While he only returns nine of last year’s starters, he expects the Grizzlies to compete for top honors this fall.
“The expectation for every team is always to win the region,” Favero said. “I’m sure every coach feels that way.” He isn’t flattered or bothered by preseason hype.
“As coaches, we know those preseason polls carry zero weight,” Favero said. “They’re really just a compliment.” The key is convincing their teenage players not to believe the hype or not to be discouraged by the lack of respect. Every coach sees the Grizzlies and the Royals as the region’s top dogs.
“I think Logan and Roy, those are the teams to beat,” said Mountain Crest head coach Mark Wooten. “They’ve got some really good players, really good skill kids. Those are the teams you’ll have to play very well against to be (successful).”
Roy head coach Fred Fernandes has been rebuilding the program at his alma mater for the last four years. This season promises to be an exciting one as he returns 15 of last year’s starting line-up.
“This is gonna be that once-in-every-20-years year for Roy,” he said.
But even he acknowledges the talent in Region 5 mean nothing is guaranteed.
“Logan is gonna be a real question mark,” Fernandes said. “They’ve got a whole bunch of really good receivers if they can get them the ball. Sky View’s going to be really tough; Box Elder’s got a couple of really special kids; and Mountain Crest should be fairly solid, too. Bonneville is going to be better and really impressed me this summer.”
If Roy has a weakness, it’s numbers.
“Other than the fact that our numbers are way down, we’re pretty solid all across the board,” Fernandes said. “But we’re not deep. I think we’ve got enough talent to compete with anybody, really. I’ve got some guys that will be going both ways this year, but if we stay healthy, we’ve got a shot at being pretty good.” While a number of coaches said their best athletes would compete on both sides of the ball, Favero said very few of his players would do so.

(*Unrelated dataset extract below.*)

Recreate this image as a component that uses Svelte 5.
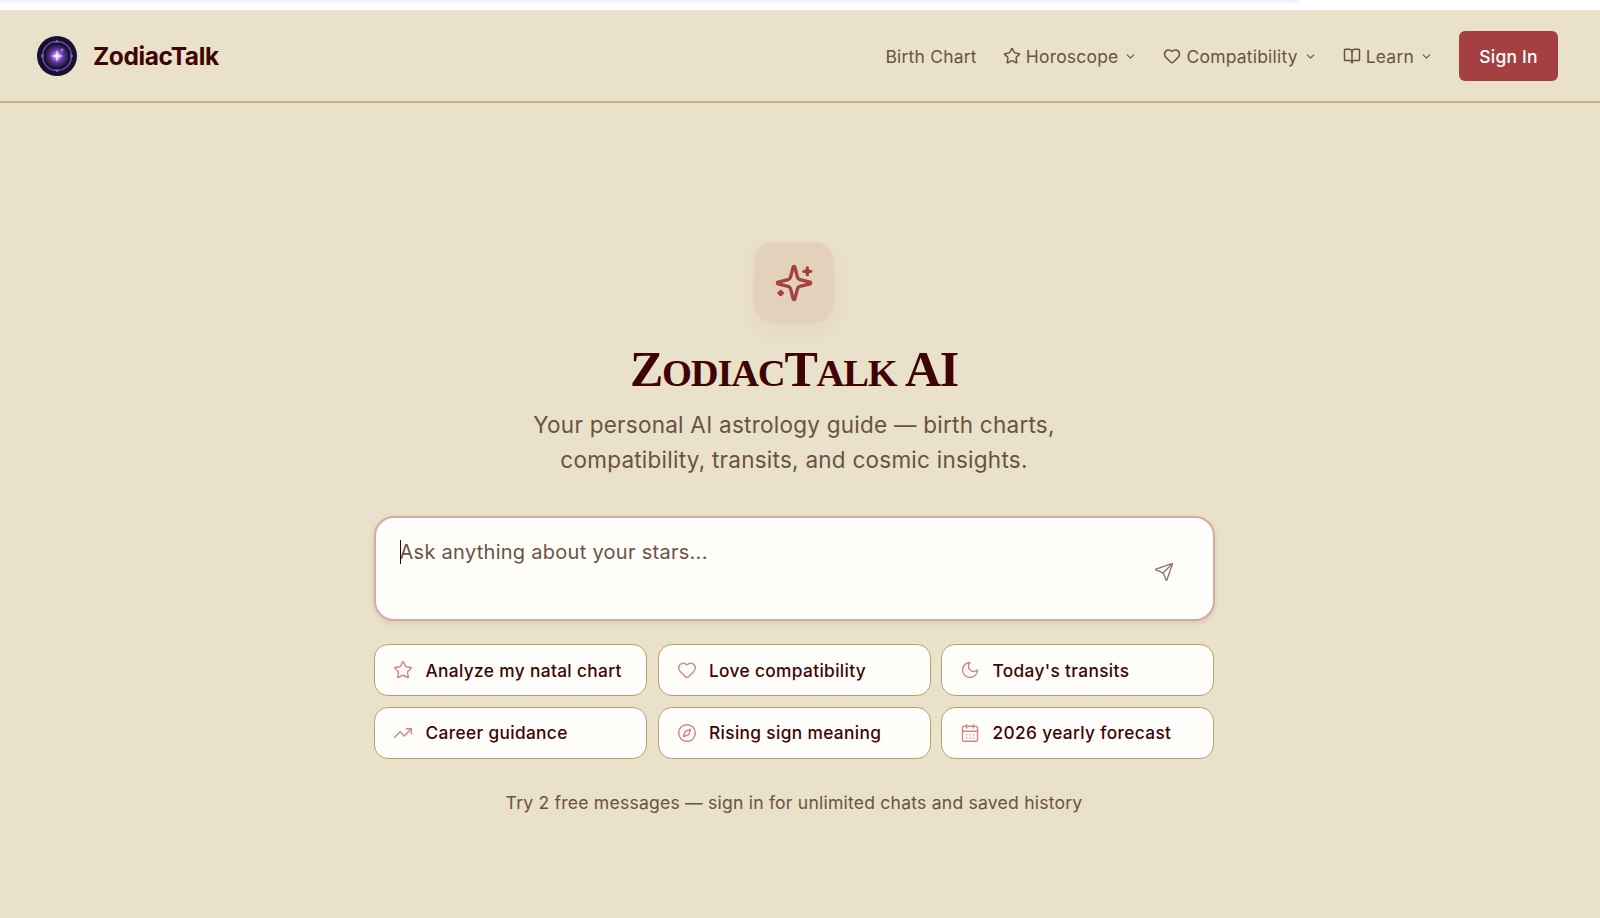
<script>
  const navItems = [
    { label: 'Horoscope', icon: 'star' },
    { label: 'Compatibility', icon: 'heart' },
    { label: 'Learn', icon: 'book' }
  ];
  const chips = [
    { label: 'Analyze my natal chart', icon: 'star' },
    { label: 'Love compatibility', icon: 'heart' },
    { label: "Today's transits", icon: 'moon' },
    { label: 'Career guidance', icon: 'trend' },
    { label: 'Rising sign meaning', icon: 'compass' },
    { label: '2026 yearly forecast', icon: 'calendar' }
  ];
</script>

{#snippet icon(name)}
  <svg class="ico" viewBox="0 0 24 24" fill="none" stroke="currentColor" stroke-width="2" stroke-linecap="round" stroke-linejoin="round">
    {#if name === 'star'}
      <path d="M11.525 2.295a.53.53 0 0 1 .95 0l2.31 4.679a2.123 2.123 0 0 0 1.595 1.16l5.166.756a.53.53 0 0 1 .294.904l-3.736 3.638a2.123 2.123 0 0 0-.611 1.878l.882 5.14a.53.53 0 0 1-.771.56l-4.618-2.428a2.122 2.122 0 0 0-1.973 0L6.396 21.01a.53.53 0 0 1-.77-.56l.881-5.139a2.122 2.122 0 0 0-.611-1.879L2.16 9.795a.53.53 0 0 1 .294-.906l5.165-.755a2.122 2.122 0 0 0 1.597-1.16z" />
    {:else if name === 'heart'}
      <path d="M2 9.5a5.5 5.5 0 0 1 9.591-3.676.56.56 0 0 0 .818 0A5.49 5.49 0 0 1 22 9.5c0 2.29-1.5 4-3 5.5l-5.492 5.313a2 2 0 0 1-3 .019L5 15c-1.5-1.5-3-3.2-3-5.5" />
    {:else if name === 'book'}
      <path d="M12 7v14" /><path d="M3 18a1 1 0 0 1-1-1V4a1 1 0 0 1 1-1h5a4 4 0 0 1 4 4 4 4 0 0 1 4-4h5a1 1 0 0 1 1 1v13a1 1 0 0 1-1 1h-6a3 3 0 0 0-3 3 3 3 0 0 0-3-3z" />
    {:else if name === 'moon'}
      <path d="M12 3a6 6 0 0 0 9 9 9 9 0 1 1-9-9Z" />
    {:else if name === 'trend'}
      <path d="M16 7h6v6" /><path d="m22 7-8.5 8.5-5-5L2 17" />
    {:else if name === 'compass'}
      <circle cx="12" cy="12" r="10" /><path d="m16.24 7.76-1.804 5.411a2 2 0 0 1-1.265 1.265L7.76 16.24l1.804-5.411a2 2 0 0 1 1.265-1.265z" />
    {:else if name === 'calendar'}
      <path d="M8 2v4" /><path d="M16 2v4" /><rect width="18" height="18" x="3" y="4" rx="2" /><path d="M3 10h18" /><path d="M8 14h.01" /><path d="M12 14h.01" /><path d="M16 14h.01" /><path d="M8 18h.01" /><path d="M12 18h.01" /><path d="M16 18h.01" />
    {:else if name === 'chevron'}
      <path d="m6 9 6 6 6-6" />
    {:else if name === 'sparkles'}
      <path d="M9.937 15.5A2 2 0 0 0 8.5 14.063l-6.135-1.582a.5.5 0 0 1 0-.962L8.5 9.936A2 2 0 0 0 9.937 8.5l1.582-6.135a.5.5 0 0 1 .963 0L14.063 8.5A2 2 0 0 0 15.5 9.937l6.135 1.581a.5.5 0 0 1 0 .964L15.5 14.063a2 2 0 0 0-1.437 1.437l-1.582 6.135a.5.5 0 0 1-.963 0z" /><path d="M20 3v4" /><path d="M22 5h-4" /><path d="M4 17v2" /><path d="M5 18H3" />
    {:else if name === 'send'}
      <path d="M14.536 21.686a.5.5 0 0 0 .937-.024l6.5-19a.496.496 0 0 0-.635-.635l-19 6.5a.5.5 0 0 0-.024.937l7.93 3.18a2 2 0 0 1 1.112 1.11z" /><path d="m21.854 2.147-10.94 10.939" />
    {/if}
  </svg>
{/snippet}

<div class="page">
  <div class="chrome"><div class="tab"></div></div>
  <header class="nav">
    <div class="brand">
      <svg class="logo" viewBox="0 0 40 40">
        <defs>
          <radialGradient id="glow">
            <stop offset="0" stop-color="#fff" />
            <stop offset="0.18" stop-color="#c9a0ff" />
            <stop offset="0.5" stop-color="#6a3aa8" />
            <stop offset="1" stop-color="#1c1436" />
          </radialGradient>
        </defs>
        <circle cx="20" cy="20" r="20" fill="#15122c" />
        <circle cx="20" cy="20" r="14.5" fill="none" stroke="#6b46a8" stroke-width="1.6" />
        <circle cx="20" cy="20" r="12" fill="url(#glow)" />
        <path d="M20 3.5l2.2 3h-4.4zM20 36.5l-2.2-3h4.4zM3.5 20l3-2.2v4.4zM36.5 20l-3 2.2v-4.4z" fill="#8a5fd0" />
        <circle cx="25" cy="14" r="1.5" fill="#a878e8" />
        <path d="M20 13.5l1.1 5.4 5.4 1.1-5.4 1.1-1.1 5.4-1.1-5.4-5.4-1.1 5.4-1.1z" fill="#f5ecff" />
      </svg>
      <span class="wordmark">ZodiacTalk</span>
    </div>
    <nav class="links">
      <span class="link">Birth Chart</span>
      {#each navItems as item}
        <span class="link">
          <span class="lead">{@render icon(item.icon)}</span>
          {item.label}
          <span class="chev">{@render icon('chevron')}</span>
        </span>
      {/each}
      <button class="signin">Sign In</button>
    </nav>
  </header>

  <main class="hero">
    <div class="badge">{@render icon('sparkles')}</div>
    <h1>Z<span class="lc">odiac</span>T<span class="lc">alk</span> AI</h1>
    <p class="sub">Your personal AI astrology guide — birth charts,<br />compatibility, transits, and cosmic insights.</p>
    <div class="box">
      <div class="ph"><span class="caret"></span>Ask anything about your stars...</div>
      <span class="send">{@render icon('send')}</span>
    </div>
    <div class="chips">
      {#each chips as chip}
        <button class="chip"><span class="chip-ico">{@render icon(chip.icon)}</span>{chip.label}</button>
      {/each}
    </div>
    <p class="foot">Try 2 free messages — sign in for unlimited chats and saved history</p>
  </main>
</div>

<style>
  :global(body) { margin: 0; background: #e9e1c9; }
  .page { height: 918px; overflow: hidden; font-family: Inter, "Liberation Sans", sans-serif; background: #e9e1c9; display: flex; flex-direction: column; }
  .chrome { height: 11px; box-sizing: border-box; background: #fff; flex: none; border-bottom: 1px solid #e6e4dc; }
  .tab { width: 1298px; height: 3px; background: #eff3fb; border-radius: 0 0 6px 0; }
  .nav { height: 90px; flex: none; display: flex; align-items: center; justify-content: space-between; padding: 0 42px 0 37px; border-bottom: 2px solid #c9b28a; }
  .brand { display: flex; align-items: center; gap: 16px; }
  .logo { width: 40px; height: 40px; display: block; }
  .wordmark { font-size: 24.5px; font-weight: 700; letter-spacing: -0.4px; color: #3f0303; }
  .links { display: flex; align-items: center; font-size: 17.5px; color: #6b5242; letter-spacing: 0.2px; }
  .link { display: flex; align-items: center; margin-right: 26px; white-space: nowrap; }
  .lead { width: 18px; height: 18px; display: block; margin-right: 5px; }
  .chev { width: 13px; height: 13px; display: block; margin-left: 6px; }
  .ico { width: 100%; height: 100%; display: block; }
  .signin { width: 99px; height: 50px; border: none; border-radius: 6px; background: #a54042; color: #fff; font: 500 17.5px Inter, sans-serif; letter-spacing: 0.2px; padding: 0; }
  .hero { display: flex; flex-direction: column; align-items: center; padding: 139px 12px 0 0; }
  .badge { width: 80px; height: 81px; border-radius: 20px; background: #e4d1bc; color: #a54042; box-shadow: 0 8px 20px rgba(165, 64, 66, 0.06); display: flex; align-items: center; justify-content: center; }
  .badge :global(svg) { width: 40px; height: 40px; }
  h1 { margin: 17px 0 0; font-family: "Liberation Serif", serif; font-weight: 700; font-size: 50px; line-height: 58px; color: #3f0303; letter-spacing: -1.2px; text-transform: uppercase; }
  .lc { font-size: 0.77em; }
  .sub { margin: 5px 0 0; font-size: 22.5px; line-height: 35px; text-align: center; color: #6b5242; letter-spacing: 0.25px; }
  .box { width: 841px; height: 105px; box-sizing: border-box; margin-top: 39px; background: #fffefa; border: 2.5px solid #d8a8a4; border-radius: 20px; position: relative; padding: 20px 24px; box-shadow: 0 2px 5px rgba(90, 40, 30, 0.12); }
  .ph { font-size: 20px; line-height: 28px; color: #6b5242; letter-spacing: 0.28px; position: relative; }
  .caret { position: absolute; left: 0; top: 2px; width: 1.5px; height: 24px; background: #3f0303; }
  .send { position: absolute; right: 39px; top: 44px; width: 20px; height: 20px; color: #8f7270; }
  .send :global(svg) { stroke-width: 1.6; }
  .chips { width: 840px; display: grid; grid-template-columns: repeat(3, 1fr); gap: 10.5px; margin-top: 23px; }
  .chip { height: 52px; box-sizing: border-box; display: flex; align-items: center; gap: 12.5px; padding: 0 18px; background: #fffefa; border: 1.5px solid #b8a074; border-radius: 14px; color: #3f0303; font: 500 17.3px Inter, sans-serif; letter-spacing: 0.35px; white-space: nowrap; }
  .chip-ico { width: 20px; height: 20px; color: #cf8a88; flex: none; }
  .chip-ico :global(svg) { stroke-width: 1.75; }
  .foot { margin: 31px 0 0; font-size: 17.6px; line-height: 26px; color: #6b5242; letter-spacing: 0.2px; }
</style>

“Just a handful of them,” Favero said of two-way players. “My personal take on playing two ways is taking 22 potential starting positions and reducing them to 11. It’s fewer spots to keep your players passionate and hungry.”Comment on this story
Sky View head coach Craig Anhder is excited about the players he has back — and the passion with which they’re approaching this season.
“We will be young with some very good athletes,” Anhder said of returning six varsity players. “We have a chip on our shoulder with something to prove.”
Bonneville’s new coach has that team turning heads, while Ogden’s head coach is hoping to surprise some teams.
“This is a very good region and we are looking forward to making a statement this season,” said Ogden coach Kent Taylor.
Region 5 team by team:
- ROY: The Royals may not have depth, but they have talent. That’s earned them the preseason respect of the region’s coaches, and it has expectations for the team the highest they’ve been in years. The team is senior-laden with a legitimate shot at region and state titles. Led by quarterback Tyler Skidmore, a four-year starter, the Royals have 15 starters returning. David Dorber, a senior defensive end, will lead the defense. RECORD: 6-4. PLAYOFFS: Lost in the first round to East 65-14.
- LOGAN: Logan returns some talented players including Chad Artist, wide receiver; Bracken Williams, linebacker; Kinkade Wildman, weak safety; Max Parsons, offensive lineman; Garrett Wright, cornerback; Kegan Oldham, defensive tackle; and Hartman Rector, wide receiver. The Grizzlies have a tradition of success, and that should help them in tough situations and as the season presents challenges. RECORD: 11-1. PLAYOFFS: Lost in the quarterfinals 23-21 to Olympus.
- SKY VIEW: Region 5’s second-place team will be young this season. Its coach said the players are motivated and feel they have “something to prove.” They have some great leadership returning, including: Tyler Downs, senior offensive lineman; Colton Durrant, junior offensive and defensive lineman; Max Christiansen, junior defensive lineman; Alex McRae, junior wide receiver and defensive back; Levi Hammer, senior linebacker; and Bryce Mortensen, junior wide receiver. RECORD: 9-3. PLAYOFFS: Lost in the 4A quarterfinals to Timpview.
- BOX ELDER: The Bees know they return enough experience to be one of the region’s playoff teams. The squad is led by senior quarterback and defensive back Connor Udy, senior running back and defensive back Riley Burt, senior offensive lineman Zak Kaleikini, and junior tight end and defensive end Darius McFarland. RECORD: 6-5. PLAYOFFS: Lost in the first round to Woods Cross 42-14.
- MOUNTAIN CREST: The Mustangs might be the most inexperienced team in the region with just a single senior returning on the offense. While the uncertainty of youth makes coaches nervous, it is also pretty exciting. The young players have always been successful, and they bring a winning mentality and great work ethic to the high school program. RECORD: 2-8. PLAYOFFS: Did not qualify.
- BONNEVILLE: With an alumni at the helm, the Lakers hope to change both the expectation and the outcome for the program. Jantz Afuvai played at Bonneville when it was one of the state’s best, and he hopes to return the program to its former glory. RECORD: 1-8. PLAYOFFS: Did not qualify.
- OGDEN: The Tigers will be young, relying on a talented sophomore class to help them compete. Ogden only lost four starters from last year’s squad, and they hope the team will build on last year’s experiences. The upperclassmen have experience, but they will need to have consistency and confidence if they hope to compete in the deep, tough region battle. RECORD: 2-8. PLAYOFFS: Did not qualify.